- Aim of the task
Scan the data below and pick out the lines containing the word "Reproduce".

- Exercise material
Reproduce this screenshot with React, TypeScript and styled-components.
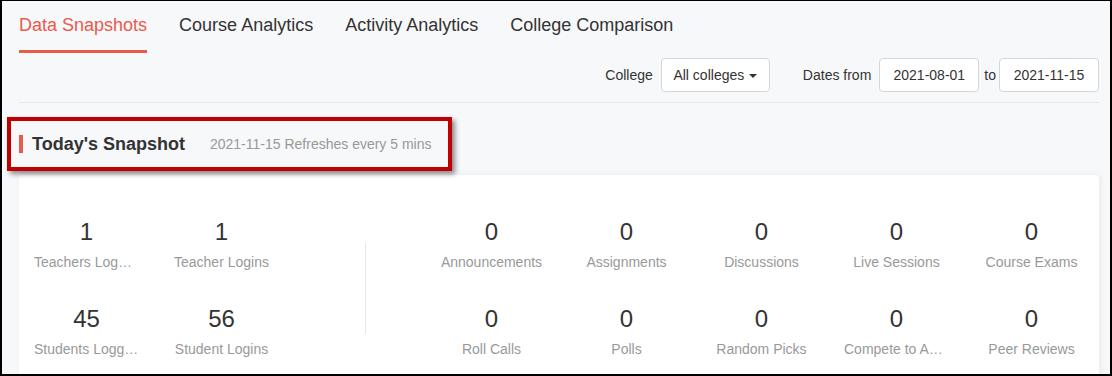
import styled, { createGlobalStyle } from "styled-components";

const GlobalStyle = createGlobalStyle`
  html, body {
    margin: 0;
    padding: 0;
    background: #f7f8fa;
  }
  body {
    font-family: "Liberation Sans", Arial, sans-serif;
    color: #333;
  }
`;

const Frame = styled.div`
  box-sizing: border-box;
  width: 1112px;
  height: 376px;
  overflow: hidden;
  border: 2px solid #000;
  border-top-width: 1px;
  background: #f7f8fa;
`;

const Content = styled.div`
  margin: 0 11px 0 17px;
`;

const TabBar = styled.nav`
  display: flex;
  gap: 32px;
  height: 52px;
`;

const Tab = styled.a<{ $active?: boolean }>`
  display: block;
  box-sizing: content-box;
  padding-top: 12px;
  height: 37px;
  line-height: 24px;
  font-size: 18px;
  color: ${({ $active }) => ($active ? "#ea5a4b" : "#333")};
  border-bottom: 3px solid ${({ $active }) => ($active ? "#ea5a4b" : "transparent")};
  cursor: pointer;
`;

const FilterRow = styled.div`
  display: flex;
  justify-content: flex-end;
  align-items: center;
  margin-top: 5px;
  padding-bottom: 10px;
  border-bottom: 1px solid #e6e7ea;
  font-size: 14px;
  color: #333;
`;

const FilterLabel = styled.span<{ $gapLeft?: number; $gapRight?: number }>`
  margin-left: ${({ $gapLeft }) => $gapLeft ?? 0}px;
  margin-right: ${({ $gapRight }) => $gapRight ?? 8}px;
`;

const Control = styled.div<{ $width: number }>`
  box-sizing: border-box;
  width: ${({ $width }) => $width}px;
  height: 34px;
  display: flex;
  align-items: center;
  justify-content: center;
  background: #fff;
  border: 1px solid #d4d6da;
  border-radius: 4px;
  font-size: 14px;
  color: #333;
`;

const Caret = styled.span`
  display: inline-block;
  margin-left: 5px;
  width: 0;
  height: 0;
  border-left: 4px solid transparent;
  border-right: 4px solid transparent;
  border-top: 4px solid #333;
  transform: translateY(1px);
`;

const SnapshotHeader = styled.div`
  position: relative;
  display: flex;
  align-items: center;
  margin-top: 32px;
  height: 18px;
  margin-bottom: 22px;
`;

const AccentBar = styled.span`
  width: 4px;
  height: 18px;
  background: #ea5a4b;
  margin-right: 9px;
`;

const HeaderTitle = styled.h2`
  margin: 0;
  font-size: 18px;
  font-weight: bold;
  color: #333;
  line-height: 18px;
`;

const HeaderMeta = styled.span`
  margin-left: 25px;
  font-size: 14px;
  color: #999;
`;

const Highlight = styled.div`
  position: absolute;
  left: -12px;
  top: -18px;
  width: 445px;
  height: 54px;
  box-sizing: border-box;
  border: 4px solid #c00000;
  box-shadow: 3px 3px 5px rgba(0, 0, 0, 0.45);
  pointer-events: none;
`;

const Card = styled.section`
  background: #fff;
  border-radius: 4px 4px 0 0;
  box-shadow: 2px 0 6px rgba(0, 0, 0, 0.06);
  padding-top: 43px;
  height: 260px;
  display: flex;
`;

const LeftGroup = styled.div`
  width: 346px;
  display: grid;
  grid-template-columns: repeat(2, 135px);
  row-gap: 33px;
  align-content: start;
`;

const Divider = styled.div`
  width: 1px;
  height: 91px;
  margin-top: 25px;
  background: #e6e7ea;
`;

const RightGroup = styled.div`
  margin-left: 58px;
  display: grid;
  grid-template-columns: repeat(5, 135px);
  row-gap: 33px;
  align-content: start;
`;

const Stat = styled.div`
  text-align: center;
  padding: 0 15px;
  min-width: 0;
`;

const StatValue = styled.div`
  font-size: 24px;
  line-height: 28px;
  color: #333;
`;

const StatLabel = styled.div`
  margin-top: 6px;
  font-size: 14px;
  line-height: 20px;
  color: #999;
  white-space: nowrap;
  overflow: hidden;
  text-overflow: ellipsis;
`;

const tabs = ["Data Snapshots", "Course Analytics", "Activity Analytics", "College Comparison"];

const leftStats = [
  { value: 1, label: "Teachers Logged In" },
  { value: 1, label: "Teacher Logins" },
  { value: 45, label: "Students Logged In" },
  { value: 56, label: "Student Logins" },
];

const rightStats = [
  { value: 0, label: "Announcements" },
  { value: 0, label: "Assignments" },
  { value: 0, label: "Discussions" },
  { value: 0, label: "Live Sessions" },
  { value: 0, label: "Course Exams" },
  { value: 0, label: "Roll Calls" },
  { value: 0, label: "Polls" },
  { value: 0, label: "Random Picks" },
  { value: 0, label: "Compete to Answer" },
  { value: 0, label: "Peer Reviews" },
];

export default function App() {
  return (
    <>
      <GlobalStyle />
      <Frame>
        <Content>
          <TabBar>
            {tabs.map((t, i) => (
              <Tab key={t} $active={i === 0}>
                {t}
              </Tab>
            ))}
          </TabBar>
          <FilterRow>
            <FilterLabel>College</FilterLabel>
            <Control $width={109}>
              All colleges
              <Caret />
            </Control>
            <FilterLabel $gapLeft={33}>Dates from</FilterLabel>
            <Control $width={100}>2021-08-01</Control>
            <FilterLabel $gapLeft={5} $gapRight={3}>
              to
            </FilterLabel>
            <Control $width={100}>2021-11-15</Control>
          </FilterRow>
          <SnapshotHeader>
            <AccentBar />
            <HeaderTitle>Today's Snapshot</HeaderTitle>
            <HeaderMeta>2021-11-15 Refreshes every 5 mins</HeaderMeta>
            <Highlight />
          </SnapshotHeader>
          <Card>
            <LeftGroup>
              {leftStats.map((s) => (
                <Stat key={s.label}>
                  <StatValue>{s.value}</StatValue>
                  <StatLabel>{s.label}</StatLabel>
                </Stat>
              ))}
            </LeftGroup>
            <Divider />
            <RightGroup>
              {rightStats.map((s) => (
                <Stat key={s.label}>
                  <StatValue>{s.value}</StatValue>
                  <StatLabel>{s.label}</StatLabel>
                </Stat>
              ))}
            </RightGroup>
          </Card>
        </Content>
      </Frame>
    </>
  );
}
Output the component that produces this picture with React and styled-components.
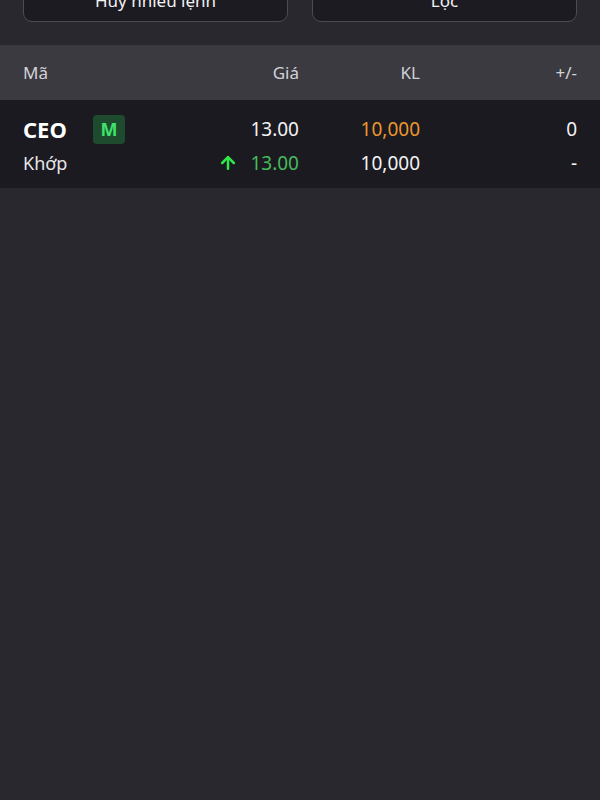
import React from 'react'
import styled, { createGlobalStyle } from 'styled-components'
import { ArrowUp } from 'lucide-react'

const GlobalStyle = createGlobalStyle`
  html, body {
    margin: 0;
    padding: 0;
    background: #28282e;
  }
  body {
    font-family: "Noto Sans", "Open Sans", sans-serif;
    color: #f2f2f4;
  }
`

const Screen = styled.div`
  min-height: 100vh;
  background: #28282e;
  overflow: hidden;
`

// the list is scrolled a little: the buttons sit partly above the top edge
const Toolbar = styled.div`
  display: grid;
  grid-template-columns: 1fr 1fr;
  gap: 24px;
  padding: 0 23px 23px;
  margin-top: -22px;
`

const ActionButton = styled.button`
  height: 44px;
  border-radius: 9px;
  border: 1px solid #4b4b51;
  background: #1c1b21;
  color: #f2f2f4;
  font-family: inherit;
  font-size: 17px;
`

const Columns = styled.div`
  display: grid;
  grid-template-columns: 156px 120px 121px 157px;
  align-items: center;
`

const HeaderRow = styled(Columns)`
  height: 55px;
  padding: 0 23px;
  background: #3a3a40;
  color: #d2d2d6;
  font-size: 17px;
`

const OrderRow = styled.div`
  display: grid;
  grid-template-rows: 30px 30px;
  row-gap: 4px;
  padding: 14px 23px 10px;
  background: #1b1a20;
`

const Cell = styled.div`
  color: ${p => p.$color || 'inherit'};
  font-size: ${p => p.$size || 19}px;
  display: flex;
  align-items: center;
  justify-content: ${p => (p.$right ? 'flex-end' : 'flex-start')};
  gap: 12px;
  white-space: nowrap;
`

const Symbol = styled.span`
  font-size: 22px;
  font-weight: 700;
  color: #ffffff;
  width: 58px;
`

const Badge = styled.span`
  width: 32px;
  height: 29px;
  border-radius: 4px;
  background: #1e4a2e;
  color: #3fe26c;
  font-weight: 700;
  font-size: 18px;
  display: flex;
  align-items: center;
  justify-content: center;
`

const UpArrow = styled(ArrowUp)`
  color: #2fe84a;
`

export default function App() {
  return (
    <Screen>
      <GlobalStyle />
      <Toolbar>
        <ActionButton>Hủy nhiều lệnh</ActionButton>
        <ActionButton>Lọc</ActionButton>
      </Toolbar>

      <HeaderRow>
        <Cell $size={17}>Mã</Cell>
        <Cell $size={17} $right>Giá</Cell>
        <Cell $size={17} $right>KL</Cell>
        <Cell $size={17} $right>+/-</Cell>
      </HeaderRow>

      <OrderRow>
        <Columns>
          <Cell>
            <Symbol>CEO</Symbol>
            <Badge>M</Badge>
          </Cell>
          <Cell $right>13.00</Cell>
          <Cell $right $color="#ea962f">10,000</Cell>
          <Cell $right>0</Cell>
        </Columns>
        <Columns>
          <Cell $size={18} $color="#e6e6ea">Khớp</Cell>
          <Cell $right $color="#45bb5c">
            <UpArrow size={20} strokeWidth={3} />
            13.00
          </Cell>
          <Cell $right>10,000</Cell>
          <Cell $right>-</Cell>
        </Columns>
      </OrderRow>
    </Screen>
  )
}
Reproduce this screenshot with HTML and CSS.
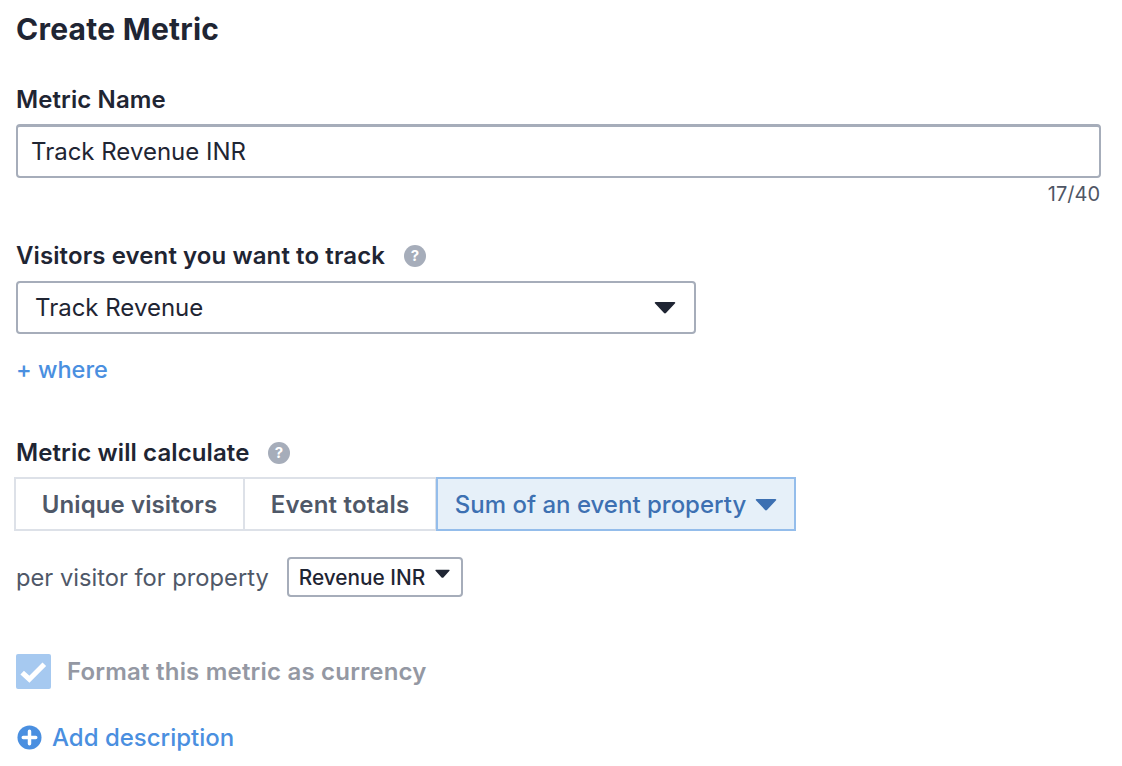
FILE: index.html
```html
<!DOCTYPE html>
<html lang="en">
<head>
<meta charset="utf-8">
<title>Create Metric</title>
<link rel="stylesheet" href="styles.css">
</head>
<body>
<main class="page">
  <h1 class="title">Create Metric</h1>

  <label class="label name-label">Metric Name</label>
  <div class="text-input">Track Revenue INR</div>
  <div class="counter">17/40</div>

  <div class="label help-row event-label">
    <span>Visitors event you want to track</span>
    <svg class="help" viewBox="0 0 22 22" aria-hidden="true"><circle cx="11" cy="11" r="11" fill="#a6adba"/><text x="11" y="16" text-anchor="middle" class="help-mark">?</text></svg>
  </div>
  <div class="select">
    <span>Track Revenue</span>
    <svg class="caret" viewBox="0 0 22 13" aria-hidden="true"><path d="M1.5 1h19a.8.8 0 0 1 .6 1.3l-8.9 9.4a1.6 1.6 0 0 1-2.4 0L.9 2.3A.8.8 0 0 1 1.5 1z" fill="#1f2533"/></svg>
  </div>
  <div class="where">+ where</div>

  <div class="label help-row calc-label">
    <span>Metric will calculate</span>
    <svg class="help" viewBox="0 0 22 22" aria-hidden="true"><circle cx="11" cy="11" r="11" fill="#a6adba"/><text x="11" y="16" text-anchor="middle" class="help-mark">?</text></svg>
  </div>
  <div class="tabs">
    <div class="tab tab-unique">Unique visitors</div>
    <div class="tab tab-totals">Event totals</div>
    <div class="tab tab-active">
      <span>Sum of an event property</span>
      <svg class="caret" viewBox="0 0 22 13" aria-hidden="true"><path d="M1.5 1h19a.8.8 0 0 1 .6 1.3l-8.9 9.4a1.6 1.6 0 0 1-2.4 0L.9 2.3A.8.8 0 0 1 1.5 1z" fill="#3d70b2"/></svg>
    </div>
  </div>

  <div class="property-row">
    <span class="property-text">per visitor for property</span>
    <div class="mini-select">
      <span>Revenue INR</span>
      <svg class="mini-caret" viewBox="0 0 16 10" aria-hidden="true"><path d="M1 .5h14a.6.6 0 0 1 .45 1L9 8.6a1.4 1.4 0 0 1-2 0L.55 1.5A.6.6 0 0 1 1 .5z" fill="#1f2533"/></svg>
    </div>
  </div>

  <div class="check-row">
    <span class="checkbox">
      <svg viewBox="0 0 34 34" aria-hidden="true"><path d="M6 18l7 6.5L27.5 10" fill="none" stroke="#fff" stroke-width="5"/></svg>
    </span>
    <span class="check-text">Format this metric as currency</span>
  </div>

  <div class="add-row">
    <svg class="plus" viewBox="0 0 26 26" aria-hidden="true"><circle cx="13" cy="13" r="12.5" fill="#4a8fe0"/><path d="M13 6.5v13M6.5 13h13" stroke="#fff" stroke-width="3.6" stroke-linecap="round"/></svg>
    <span>Add description</span>
  </div>
</main>
</body>
</html>
```

FILE: styles.css
```css
* { box-sizing: border-box; }
html, body { margin: 0; padding: 0; background: #fff; }
body {
  width: 1122px;
  height: 766px;
  overflow: hidden;
  font-family: "Inter", "Liberation Sans", sans-serif;
  color: #1f2533;
}
.page { padding: 0 21px 0 16px; display: flex; flex-direction: column; align-items: flex-start; }
.title { margin: 11px 0 0 0; font-size: 30px; line-height: 36px; font-weight: 700; letter-spacing: 0.25px; }
.label { font-size: 24px; line-height: 30px; font-weight: 600; display: block; margin-left: 0; letter-spacing: 0.1px; }
.name-label { margin-top: 38px; }
.text-input {
  width: 1085px; height: 54px; margin-top: 9px;
  border: 2px solid #a6adba; border-top-width: 3px; border-radius: 4px;
  padding-left: 13px; font-size: 24px; line-height: 49px;
}
.counter { width: 1085px; text-align: right; font-size: 20px; line-height: 28px; color: #4f5665; margin-top: 2px; padding-right: 1px; }
.help-row { display: flex; align-items: center; gap: 19px; }
.event-label { margin-top: 33px; }
.help { width: 22px; height: 22px; flex: none; }
.help-mark { font-size: 15px; font-weight: 700; fill: #fff; }
.select {
  width: 680px; height: 53px; margin-top: 10px;
  border: 2px solid #a6adba; border-radius: 4px;
  padding: 0 18px 0 17px; display: flex; align-items: center; justify-content: space-between;
  font-size: 24px;
}
.caret { width: 22px; height: 13px; flex: none; }
.where { margin: 21px 0 0 0; font-size: 23.5px; line-height: 30px; font-weight: 500; color: #4a8fe0; }
.calc-label { margin-top: 53px; }
.tabs { display: flex; margin: 9px 0 0 -2px; height: 54px; }
.tab {
  border: 2px solid #dde1e8; display: flex; align-items: center; justify-content: center;
  font-size: 24px; font-weight: 600; color: #4f5868; letter-spacing: 0.1px;
}
.tab-unique { width: 231px; }
.tab-totals { width: 194px; margin-left: -2px; letter-spacing: 0.2px; }
.tab-active {
  width: 360px; margin-left: -1px; gap: 9px; font-weight: 500; letter-spacing: 0;
  border-color: #94bdeb; background: #e6f0f9; color: #3d70b2;
}
.property-row { display: flex; align-items: center; gap: 18px; margin-top: 26px; }
.property-text { font-size: 23.7px; color: #4f5868; }
.mini-select {
  width: 176px; height: 40px; border: 2px solid #a6adba; border-radius: 4px;
  display: flex; align-items: center; gap: 10px; padding-left: 10px; font-size: 20.8px; font-weight: 500;
}
.mini-caret { width: 15px; height: 10px; flex: none; margin-top: -6px; }
.check-row { display: flex; align-items: center; gap: 16px; margin-top: 57px; }
.checkbox { width: 35px; height: 35px; border-radius: 2px; background: #a6c9f0; display: block; }
.checkbox svg { width: 35px; height: 35px; display: block; }
.check-text { font-size: 24px; font-weight: 600; color: #9498a3; letter-spacing: 0.2px; }
.add-row { display: flex; align-items: center; gap: 10px; margin: 34px 0 0 1px; font-size: 24px; font-weight: 500; color: #4a8fe0; }
.plus { width: 25px; height: 25px; flex: none; }
```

- Finished exercise
Reproduce this screenshot with React, TypeScript and styled-components.
Reproduce this screenshot with HTML and CSS.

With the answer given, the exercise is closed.